What concerns me here, instead, is the why. The answer I believe to be quite clear, when our actions kill people who the outside world considers to be innocent then we quickly become subjected to the 'politically correct' response. This response is always to apply more stringent bounds to our already practically hand-tied ways.

To take this back to the point, no, we may not be the police. However, because of what we do we are, in my opinion, honor bound to uphold a respect for our profession. In other words, we should use our best judgement to regulate on those who may cause us more harm because they are certainly not doing us any favors.

This is a ludicrous burden to place on often young and naive flight instructors. Unfortunately, it is their burden non the less. We are the first line of defense in protecting the community our predecessors worked so hard to build for us. A community where we are on one hand regulated and on the other set free expected to follow these rules on our word alone. I would like if we can keep it this way, but if a few bad apples... Well you all know the rest of that saying, let's not turn a blind eye though or we are every bit to blame as those who ruin it for us all.
 
Let's say your have a student, who is undergoing training with you towards a rating or certificate. In the course of that training, he knowingly exercises the privileges of that rating/certificate, even though he does not have it yet.

So for example, a private student taking passengers on a solo flight, or an instrument student filing an IFR flight plan on his own, or a commercial student flying for hire.

1. What would you do? For purposes of this discussion, assume the school says it's up to you.
2. Can the FAA come after you, the instructor, for not reporting him?
3. Would you retain the student under any circumstances?

I would verify that the student is actually doing said actions prior to anything. Technique only.
 
However, because of what we do we are, in my opinion, honor bound to uphold a respect for our profession. In other words, we should use our best judgement to regulate...

I think you can affect a population much more by building relationships and creating a sphere of positive influence than you can by being the neighborhood's nosy old nanny. When real safety is an issue there's a responsibility to step in and/or escalate to the needed authority. Knowing the difference is a matter of common sense and judgement.
 
1. Try to figure out the student was willingly breaking the rules.

2. I wouldn't think they would be able to come after you. Especially if you found out after the fact, I figure if you knew the student was going to do it before it happened it would be somewhat your responsibility to not let it happen.

3. If I find out that the student was aware of the rule and just said "• it" I definitely would not want to work with that student anymore.
 
Let me postscript my note by saying that I got hassled by the Feds years after I was non current CFI and they were off flying jets for the airlines.

I've been to the "big brown desk" at two different airlines and the long rectangobal conference desk in Oklahoma City so my swashbuckling days of flying as if I'm part of the Berlin Airlift or the "get the freight to the jet" mentality are far, far behind me.
 
Depending on what he did, it sounds like he is failing at least 3/5 of the hazardous attitudes:
  • Antiauthority
  • Invulnerability
  • Macho.
 
Drop him/her. Forget their name and phone number. If they approach you on the ramp "Uh, I think you've mistaken me for someone else".

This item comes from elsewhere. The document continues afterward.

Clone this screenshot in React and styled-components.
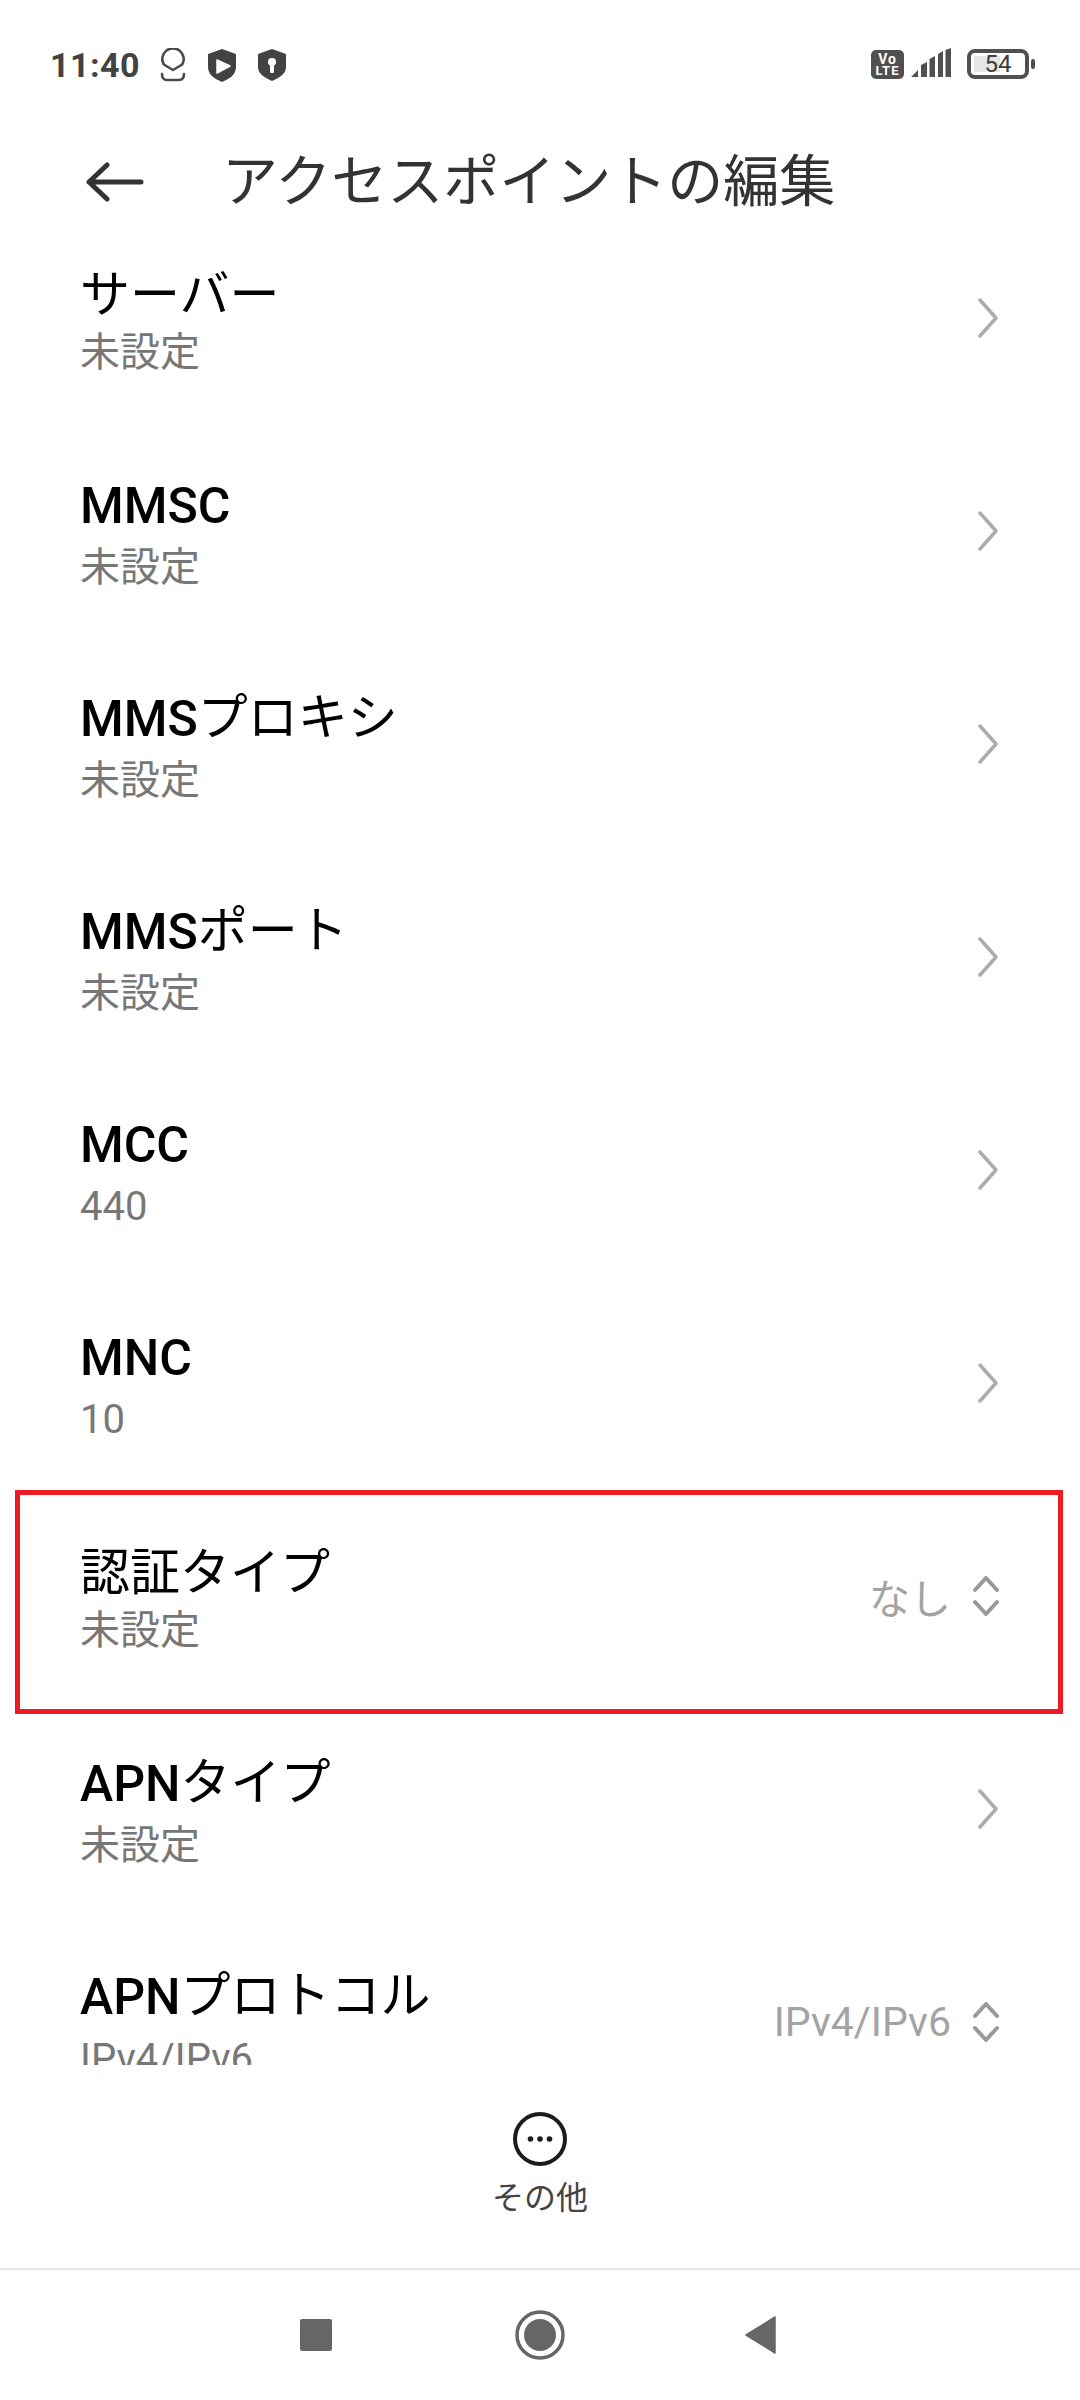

That said, we're not the AirCops. If the FAA comes asking, you "determined that the student had an attitude with which you did not wish to be associated" and leave it at that. Nobody likes a Jerk, but nobody likes a squirming Informer, either. Once they're gone, it's not your problem any more. MYOFB.
 
Next time they show up for a lesson have this drawn up on the whiteboard:

tumblr_lxb9godavZ1qe7mxjo1_250.jpg


Then show them the door.
 
Let me postscript my note by saying that I got hassled by the Feds years after I was non current CFI and they were off flying jets for the airlines.

I've been to the "big brown desk" at two different airlines and the long rectangobal conference desk in Oklahoma City so my swashbuckling days of flying as if I'm part of the Berlin Airlift or the "get the freight to the jet" mentality are far, far behind me.